As the narrative progresses, Jin becomes intrigued by his father and his father’s work. As Casey introduces him to the world of architecture, Jin begins to respect the ways it can impact and change a person. Jin inhabits his father’s space more comfortably, even attempting to learn more about the older man through his journal. He appears to be more relaxed and starts using his father’s room more. Jin works on his and his father’s relationship, despite his father being unable to contribute to its repair. He attempts to decipher his father through his journal, and it is through this effort that Jin begins a dialogue with a man he hasn’t spoken to in years.
Jin tries to interpret his father’s written words, including why architecture was so important to him, actively seeking a better understanding of the man who raised him and drove him out of the country. He becomes frustrated by his inability to understand his father’s notes and drawings, and relates this frustration to Casey, who then must defend his father’s writing. Jin is so overwhelmed by his traumatic relationship with his father that an outside party must reason with him that his father probably didn’t expect anyone to read his notes, let alone understand what they mean. Casey’s reasoning that intent may not match impact is powerful in its illumination of how and why parents do and say things that are hurtful.
Casey’s mother begins a new relationship, and Casey is alerted to this fact through her mother’s actions. Casey describes a time in her life when her mother was not so motherly, the root of the problem being her mother’s poor taste in men and tendency to enter into unhealthy relationships. When Casey was younger, she was the one who had to pick her mother up off of the floor – she had to take care of her mother instead of enjoying her youth. She had to ignore her passions in favor of taking care of her mother, creating a stable home for them both. When Casey figures out that her mother is dating someone new, her frustration is apparent.
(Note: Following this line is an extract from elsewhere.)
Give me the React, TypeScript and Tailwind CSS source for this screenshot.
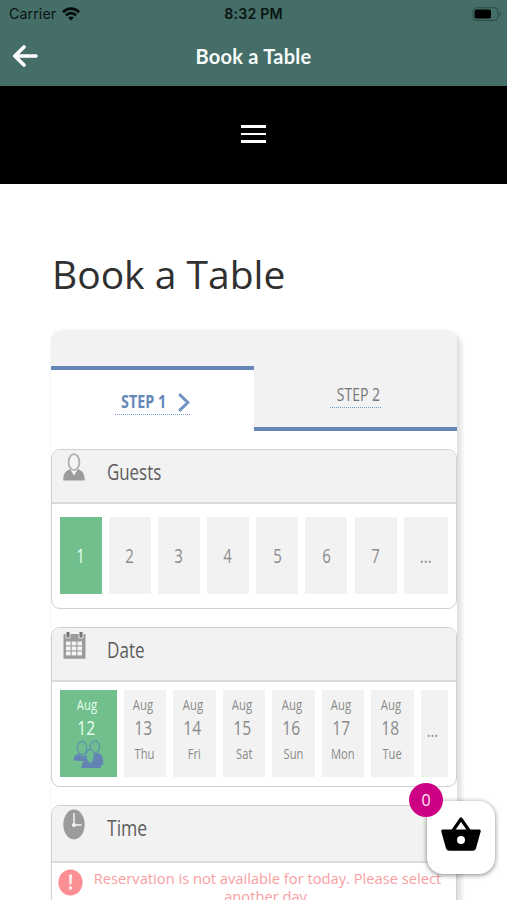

She’s unable to sit still – dancing, grunting, her trauma painfully communicated. Casey is unable to hold in her feelings, realizing that the negative cycle her mother is stuck in may never stop. She’s trapped by obligation and codependency.
As Casey moves through the film, she spends less and less time with her mother, spending time with Jin instead. She’s able to find a friend in Jin and communicate her complicated feelings that she once thought no one would understand. As she’s prompted to explore her passion for architecture, a physical distance forms with her mother. Despite the closeness she gains with Jin, she is unable to sympathize with his need for distance, so thoroughly accustomed to her codependent ways. She learns over time, however, through advice from others and what seems to be an inability to remain in her mother’s destructive cycle, that she may need to follow Jin’s lead and seek distance.
At the end of the film, Jin and Casey trade places. It is Jin who must stay and take care of his father, as Casey once did for her mother. He makes this decision with no expectations, hedging his bets on what could be a negative outcome – paralleling Casey’s codependence with her mother. Casey, on the other hand, decides to leave and follow her dream instead of staying to pick her mother up off of the floor when her next relationship crumbles. Their parting scene is heart-wrenching, but also expresses how deeply Casey was trapped by her love for her mother despite their unhealthy relationship.
Casey is unable to fully part with the role of caretaker in this moment, asking Jin to check in on her mother, attempting to track her mother’s progress. Due to this request, Casey’s departure becomes uncertain, as it is implied that she may return if her mother begins to decline, instead of committing herself to her future. Despite this, Casey’s departure remains hopeful – there is hope that through distance, Casey can heal and change, and learn not to depend on her mother’s presence so strongly. Jin is hopeful as well, hoping to repair his relationship with his father on some level, even if it’s simply staying with him through his final moments.
Trauma does not simply go away, and both Casey and Jin will undoubtedly experience its effects for the rest of their lives. But – and this is a big one – they show that healing trauma can take many forms, and recovery looks different for everyone. Columbus requires us to understand that no two traumas are alike, and that, maybe, recovery is possible.